Kupe - Running Cylc Suites

NOTE - some of the following settings may be configured centrally once the HPC system has stabilised. For now each user must do it.

Kupe - Running Cylc Suites

Where to Run Cylc Daemons (Suite Server Programs)

Cylc daemons should only run on designated CS500 VMs with cylc in the name, such as cylc01 (for research users) and ec-cylc01 (for operations). Job status messages will be blocked on other nodes.

However, you do not need to log into the Cylc VMs in order to run suites and interact with them, just configure rose suite-run to automatically place suite daemons on the Cylc VMs:

# $HOME/.metomi/rose.conf
[rose-host-select]
default=cylc-vm
group{cylc-vm}=cylc01 cylc02 cylc03
method{cylc-vm}=random

[rose-suite-run]
hosts=cylc-vm
scan-hosts=cylc-vm

The cylc GUI and CLI commands will automatically connect to suites from any node on the system. Also add the following to your Cylc global config file, for cylc scan:

# $HOME/.cylc/global.rc
[suite host scanning]
hosts = cylc01, cylc02, cylc03

Note that it may be necessary to log on to the Cylc hosts (cylc01, cylc02, …) once to add these host names and public key fingerprints to the “known_hosts” list in your ssh configuration.

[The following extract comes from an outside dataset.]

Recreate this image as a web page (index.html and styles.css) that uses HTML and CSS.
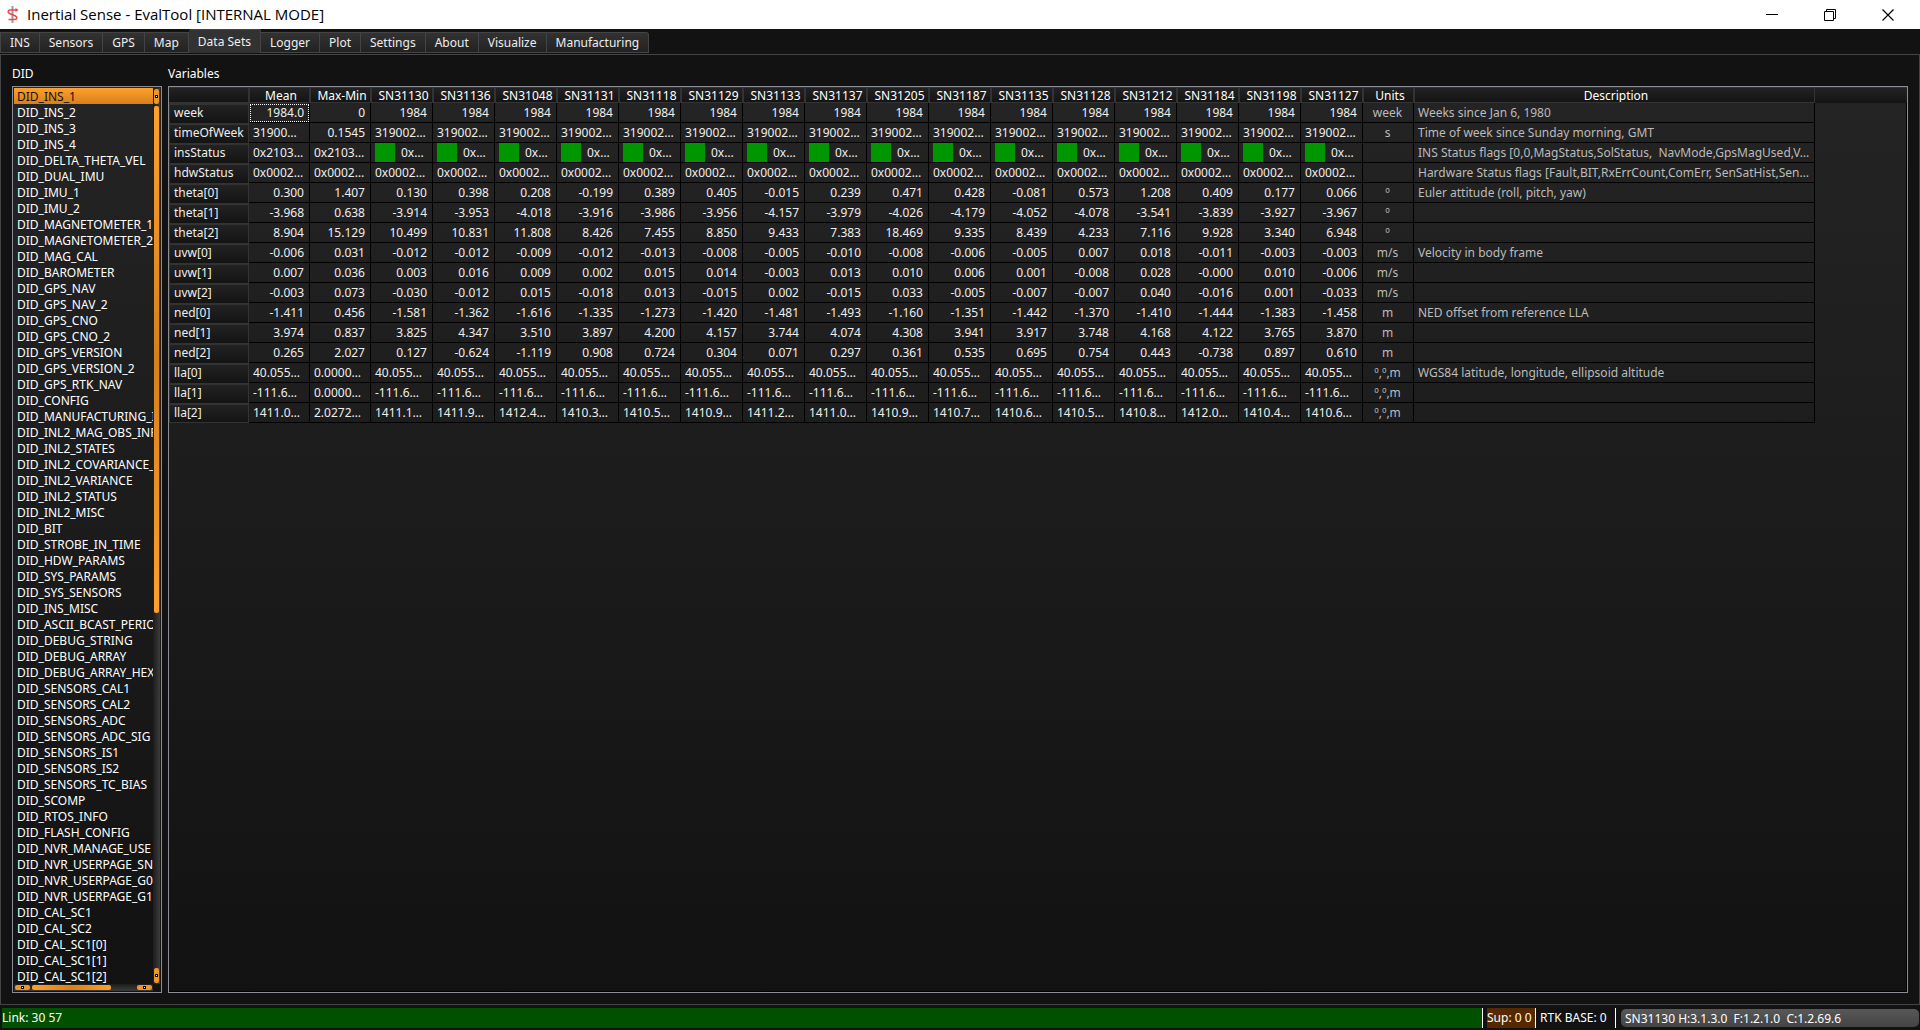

Configuring Suite Run Directory Locations

Cylc stores all suite files under the standard root location $HOME/cylc-run/. To avoid writing too much data to $HOME however, rose suite-run should be configured to automatically symlink suite run directories (and/or their underlying work and share directories) to other locations, e.g.:

# $HOME/.metomi/rose.conf
[rose-suite-run]
root-dir=*=/nesi/nobackup/${USER}
hosts=cylc-vm
scan-hosts=cylc-vm

Note:

the * wildcard above matches host names. On our shared filesystem the same location should do for all hosts.
the root location for suite work and share directories can be configured separately with root-dir{share}=*=/foo/bar and root-dir{work}=*=/foo/bar.
these locations can also be configured per-suite in rose-suite.conf files (in which case omit the [rose-suite-run] section heading).

Submitting Jobs to the XC50

Because of the way that Slurm works, for the moment suites must treat the XC50 as a Cylc remote host - i.e. they must ssh to an XC50 login node and submit jobs to Slurm there (they must not submit XC50 jobs to Slurm locally with just the --cluster=kupe option to target the XC50 - jobs will submit OK like this, but subsequent job poll and kill operations will fail).